I’ve seen a lot of bad reviews of the book. I better play it safe!
I enjoyed all of them — until the destruction of thread in The White Dragon (hopefully that’s not too big of a spoiler — not sure how many you read). With thread destroyed, I felt a lot of the impetus of the series was gone. She at least, for a younger me, went back to explore sequel material which I also scarfed up.
But the ones that REALLY sucked a younger me in were Dragonsong (1976), Dragonsinger (1977), and Dragondrums (1978).
That series went on endlessly. I don’t know where I stopped. Do I hate you for spoilers now? No, I don’t think I‘ll return anytime soon and until then I‘ll have forgotten everything 😁
As for playing it safely: do you have many other such books that you don’t dare rereading?
Most of the fantasy (Robert Jordon, etc.) and early SF series (like Tad Williams Otherland) that got me hooked. I’ve moved on, and that’s okay!
I remember reading the Windhaven stories when they were serialized in Analog, and I remember liking them, but I can’t remember anything about them. I think that the story behind the authors collaboration would prove interesting. I’ve liked both of the authors, but such divergent authorial styles… I remember liking both of the Galouye novels that I read, but I was in my teens, and my tastes have changed since then. Never heard of either Gog, or Andrew Sinclair. The quote and the blurb on the cover sound like a hard sell to me though.

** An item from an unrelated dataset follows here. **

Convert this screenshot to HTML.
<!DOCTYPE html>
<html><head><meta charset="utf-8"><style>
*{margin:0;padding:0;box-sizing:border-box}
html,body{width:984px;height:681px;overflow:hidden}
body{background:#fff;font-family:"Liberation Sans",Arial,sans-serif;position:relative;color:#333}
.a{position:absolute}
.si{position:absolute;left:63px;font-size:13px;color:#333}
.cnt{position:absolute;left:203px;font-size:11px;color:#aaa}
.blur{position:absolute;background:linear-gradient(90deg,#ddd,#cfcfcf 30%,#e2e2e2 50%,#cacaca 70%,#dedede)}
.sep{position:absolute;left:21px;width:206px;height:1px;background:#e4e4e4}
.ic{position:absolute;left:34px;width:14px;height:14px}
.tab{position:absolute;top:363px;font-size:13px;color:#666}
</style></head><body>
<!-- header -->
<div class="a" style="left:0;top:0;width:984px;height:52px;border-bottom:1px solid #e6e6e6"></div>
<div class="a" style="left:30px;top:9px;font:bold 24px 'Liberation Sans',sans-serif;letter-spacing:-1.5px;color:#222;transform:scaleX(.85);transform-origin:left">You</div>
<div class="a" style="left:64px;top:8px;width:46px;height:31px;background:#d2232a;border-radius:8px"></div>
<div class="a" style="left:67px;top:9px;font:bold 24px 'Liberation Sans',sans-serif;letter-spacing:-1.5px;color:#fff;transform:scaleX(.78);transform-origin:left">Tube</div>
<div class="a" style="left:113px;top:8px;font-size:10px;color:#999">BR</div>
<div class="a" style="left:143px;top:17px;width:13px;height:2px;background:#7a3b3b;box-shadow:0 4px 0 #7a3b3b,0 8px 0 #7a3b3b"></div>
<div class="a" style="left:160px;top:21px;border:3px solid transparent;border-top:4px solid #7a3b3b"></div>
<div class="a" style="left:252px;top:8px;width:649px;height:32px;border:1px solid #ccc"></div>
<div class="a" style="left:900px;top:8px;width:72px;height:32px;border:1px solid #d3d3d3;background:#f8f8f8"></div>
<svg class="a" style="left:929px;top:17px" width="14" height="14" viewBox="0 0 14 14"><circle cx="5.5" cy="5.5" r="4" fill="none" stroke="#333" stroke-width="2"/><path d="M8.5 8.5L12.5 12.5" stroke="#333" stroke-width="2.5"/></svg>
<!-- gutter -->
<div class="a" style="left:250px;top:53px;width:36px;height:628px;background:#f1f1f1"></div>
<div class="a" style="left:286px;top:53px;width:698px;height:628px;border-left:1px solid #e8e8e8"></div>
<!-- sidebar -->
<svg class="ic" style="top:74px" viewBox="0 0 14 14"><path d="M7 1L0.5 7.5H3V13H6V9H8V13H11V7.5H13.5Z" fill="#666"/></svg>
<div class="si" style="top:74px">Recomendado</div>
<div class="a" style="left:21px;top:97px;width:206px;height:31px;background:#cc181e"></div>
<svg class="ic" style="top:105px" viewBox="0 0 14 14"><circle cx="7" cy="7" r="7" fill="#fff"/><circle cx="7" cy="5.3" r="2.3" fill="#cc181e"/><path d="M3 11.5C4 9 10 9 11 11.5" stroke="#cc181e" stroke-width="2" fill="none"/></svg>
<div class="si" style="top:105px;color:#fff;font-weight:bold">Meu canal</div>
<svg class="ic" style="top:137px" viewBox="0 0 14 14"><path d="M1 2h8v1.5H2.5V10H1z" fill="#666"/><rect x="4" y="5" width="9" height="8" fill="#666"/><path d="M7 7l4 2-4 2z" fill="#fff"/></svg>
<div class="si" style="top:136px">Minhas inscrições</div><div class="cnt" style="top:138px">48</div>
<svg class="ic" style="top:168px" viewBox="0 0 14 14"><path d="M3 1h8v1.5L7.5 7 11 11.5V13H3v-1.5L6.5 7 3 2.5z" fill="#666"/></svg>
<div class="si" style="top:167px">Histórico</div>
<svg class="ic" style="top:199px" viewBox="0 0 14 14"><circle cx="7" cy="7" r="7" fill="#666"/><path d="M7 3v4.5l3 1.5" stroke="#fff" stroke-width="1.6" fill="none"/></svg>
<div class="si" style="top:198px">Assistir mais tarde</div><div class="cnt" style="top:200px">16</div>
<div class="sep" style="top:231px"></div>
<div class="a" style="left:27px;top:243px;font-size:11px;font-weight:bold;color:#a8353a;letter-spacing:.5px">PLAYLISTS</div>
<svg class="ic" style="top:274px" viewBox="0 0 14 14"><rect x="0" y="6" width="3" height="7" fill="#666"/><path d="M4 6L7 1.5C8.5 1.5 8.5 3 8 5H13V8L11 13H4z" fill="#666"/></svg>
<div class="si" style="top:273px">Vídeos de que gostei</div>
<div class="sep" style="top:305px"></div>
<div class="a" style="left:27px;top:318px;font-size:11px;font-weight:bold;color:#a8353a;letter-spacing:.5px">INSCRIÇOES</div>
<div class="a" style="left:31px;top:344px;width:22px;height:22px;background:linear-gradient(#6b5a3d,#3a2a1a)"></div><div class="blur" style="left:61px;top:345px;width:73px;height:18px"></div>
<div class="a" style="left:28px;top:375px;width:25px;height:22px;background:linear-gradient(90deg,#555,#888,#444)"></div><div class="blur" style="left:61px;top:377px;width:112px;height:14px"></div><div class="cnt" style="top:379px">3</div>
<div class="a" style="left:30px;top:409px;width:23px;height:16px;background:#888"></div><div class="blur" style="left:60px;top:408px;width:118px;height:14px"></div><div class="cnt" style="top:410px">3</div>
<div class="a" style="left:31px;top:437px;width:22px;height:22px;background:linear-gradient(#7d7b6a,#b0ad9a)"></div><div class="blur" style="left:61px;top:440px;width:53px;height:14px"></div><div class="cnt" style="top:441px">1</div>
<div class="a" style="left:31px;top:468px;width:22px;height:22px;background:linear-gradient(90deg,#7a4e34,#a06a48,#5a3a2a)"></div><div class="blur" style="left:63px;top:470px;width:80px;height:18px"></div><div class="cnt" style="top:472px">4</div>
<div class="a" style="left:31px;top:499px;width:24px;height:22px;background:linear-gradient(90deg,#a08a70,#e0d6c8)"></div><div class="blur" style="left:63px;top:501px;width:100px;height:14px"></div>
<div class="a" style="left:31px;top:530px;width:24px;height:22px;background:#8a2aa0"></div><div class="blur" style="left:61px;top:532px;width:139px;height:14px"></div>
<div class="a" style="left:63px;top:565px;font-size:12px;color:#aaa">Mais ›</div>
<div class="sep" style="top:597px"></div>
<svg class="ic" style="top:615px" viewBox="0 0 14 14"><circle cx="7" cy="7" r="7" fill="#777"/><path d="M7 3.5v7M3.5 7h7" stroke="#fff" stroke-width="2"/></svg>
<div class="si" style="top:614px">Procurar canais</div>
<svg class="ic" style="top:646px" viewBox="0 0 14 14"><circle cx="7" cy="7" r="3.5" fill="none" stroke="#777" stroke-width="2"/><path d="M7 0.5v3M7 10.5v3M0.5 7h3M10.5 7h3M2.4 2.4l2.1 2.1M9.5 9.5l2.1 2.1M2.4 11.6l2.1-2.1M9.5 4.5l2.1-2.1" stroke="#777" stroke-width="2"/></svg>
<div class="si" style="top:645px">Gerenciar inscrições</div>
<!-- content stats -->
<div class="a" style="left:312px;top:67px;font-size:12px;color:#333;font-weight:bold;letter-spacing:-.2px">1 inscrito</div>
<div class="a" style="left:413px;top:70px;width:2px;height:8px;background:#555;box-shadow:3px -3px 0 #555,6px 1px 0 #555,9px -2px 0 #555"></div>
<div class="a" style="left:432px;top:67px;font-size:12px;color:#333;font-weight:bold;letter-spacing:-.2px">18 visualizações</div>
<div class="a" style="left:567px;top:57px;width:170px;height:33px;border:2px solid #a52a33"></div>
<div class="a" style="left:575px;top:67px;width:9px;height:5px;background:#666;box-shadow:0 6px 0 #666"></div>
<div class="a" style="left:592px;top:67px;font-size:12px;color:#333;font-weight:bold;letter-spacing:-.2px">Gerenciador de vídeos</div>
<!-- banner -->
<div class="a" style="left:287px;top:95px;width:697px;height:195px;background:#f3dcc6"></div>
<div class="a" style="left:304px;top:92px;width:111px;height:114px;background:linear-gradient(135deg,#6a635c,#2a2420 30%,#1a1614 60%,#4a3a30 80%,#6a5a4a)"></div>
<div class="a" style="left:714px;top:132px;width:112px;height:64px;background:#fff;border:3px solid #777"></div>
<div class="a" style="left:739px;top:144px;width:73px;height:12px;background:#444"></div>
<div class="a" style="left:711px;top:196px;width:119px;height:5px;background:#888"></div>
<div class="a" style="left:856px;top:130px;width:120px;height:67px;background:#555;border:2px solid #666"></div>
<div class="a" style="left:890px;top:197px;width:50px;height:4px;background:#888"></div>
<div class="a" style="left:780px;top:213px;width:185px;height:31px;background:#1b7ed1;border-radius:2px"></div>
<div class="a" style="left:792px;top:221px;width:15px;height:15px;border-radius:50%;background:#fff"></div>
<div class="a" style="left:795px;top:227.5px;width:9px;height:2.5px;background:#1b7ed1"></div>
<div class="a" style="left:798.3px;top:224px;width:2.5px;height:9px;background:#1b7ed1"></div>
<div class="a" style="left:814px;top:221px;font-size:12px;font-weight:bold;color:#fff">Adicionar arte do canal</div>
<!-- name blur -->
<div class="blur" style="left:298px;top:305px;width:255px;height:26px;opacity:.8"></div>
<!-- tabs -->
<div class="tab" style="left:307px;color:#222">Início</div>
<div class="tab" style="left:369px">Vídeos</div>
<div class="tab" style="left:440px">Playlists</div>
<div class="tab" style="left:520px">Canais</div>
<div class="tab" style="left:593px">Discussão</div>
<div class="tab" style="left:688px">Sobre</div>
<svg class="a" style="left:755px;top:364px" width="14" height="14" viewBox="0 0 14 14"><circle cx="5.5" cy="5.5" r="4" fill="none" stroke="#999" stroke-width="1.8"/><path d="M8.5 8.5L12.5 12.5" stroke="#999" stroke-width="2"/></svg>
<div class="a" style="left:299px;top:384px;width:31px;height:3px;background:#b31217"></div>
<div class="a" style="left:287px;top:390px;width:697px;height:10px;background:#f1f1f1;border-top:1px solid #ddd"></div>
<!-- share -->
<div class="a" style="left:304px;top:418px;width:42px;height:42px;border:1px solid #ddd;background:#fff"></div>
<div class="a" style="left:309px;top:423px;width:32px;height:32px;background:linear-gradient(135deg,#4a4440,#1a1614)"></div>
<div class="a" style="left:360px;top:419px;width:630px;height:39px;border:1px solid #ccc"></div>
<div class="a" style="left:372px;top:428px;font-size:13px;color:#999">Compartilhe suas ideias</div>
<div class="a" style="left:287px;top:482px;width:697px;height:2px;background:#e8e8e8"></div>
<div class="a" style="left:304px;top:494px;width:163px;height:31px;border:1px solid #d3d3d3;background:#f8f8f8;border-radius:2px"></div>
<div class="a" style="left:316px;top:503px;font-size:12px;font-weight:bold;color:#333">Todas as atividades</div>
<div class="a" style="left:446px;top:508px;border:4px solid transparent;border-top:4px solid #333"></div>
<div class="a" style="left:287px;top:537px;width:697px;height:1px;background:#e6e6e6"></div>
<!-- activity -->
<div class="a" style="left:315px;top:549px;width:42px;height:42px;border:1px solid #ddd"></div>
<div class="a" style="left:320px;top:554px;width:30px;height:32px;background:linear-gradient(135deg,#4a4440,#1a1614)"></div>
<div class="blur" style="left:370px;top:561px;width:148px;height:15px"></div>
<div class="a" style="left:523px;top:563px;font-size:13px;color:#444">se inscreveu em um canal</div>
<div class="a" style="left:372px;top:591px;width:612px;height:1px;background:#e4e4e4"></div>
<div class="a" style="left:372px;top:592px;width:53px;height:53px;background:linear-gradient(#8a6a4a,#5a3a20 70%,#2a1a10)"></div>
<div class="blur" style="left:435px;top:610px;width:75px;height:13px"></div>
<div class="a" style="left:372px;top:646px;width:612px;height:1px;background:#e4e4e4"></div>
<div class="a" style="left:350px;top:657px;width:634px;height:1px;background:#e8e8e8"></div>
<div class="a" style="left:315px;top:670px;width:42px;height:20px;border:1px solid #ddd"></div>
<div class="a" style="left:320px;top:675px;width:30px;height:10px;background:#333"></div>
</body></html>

I’m hoping the Sinclair novel is a weird, surreal, voyage across England with strange bits of medievalism… we shall see! I take a lot of risks — that’s for sure.
I like the Botten cover.
Me too. It has an otherworldly quality about it. I need to go browse his listing on isfdb.org….
http://www.isfdb.org/cgi-bin/ea.cgi?42031
I read Windhaven some years ago and enjoyed it.
What did you enjoy about it?
Have you read any of Tuttle’s other work? I’m tempted by her early short stories… which I’ll probably read before this novel.
Just good, old-fashioned storytelling I think! Interesting world-building, strong characters. I would say it’s more Tuttle than Martin overall, although one character is very GRRM. I have read one of her short stories, ‘Wives’ which haunts me to this day!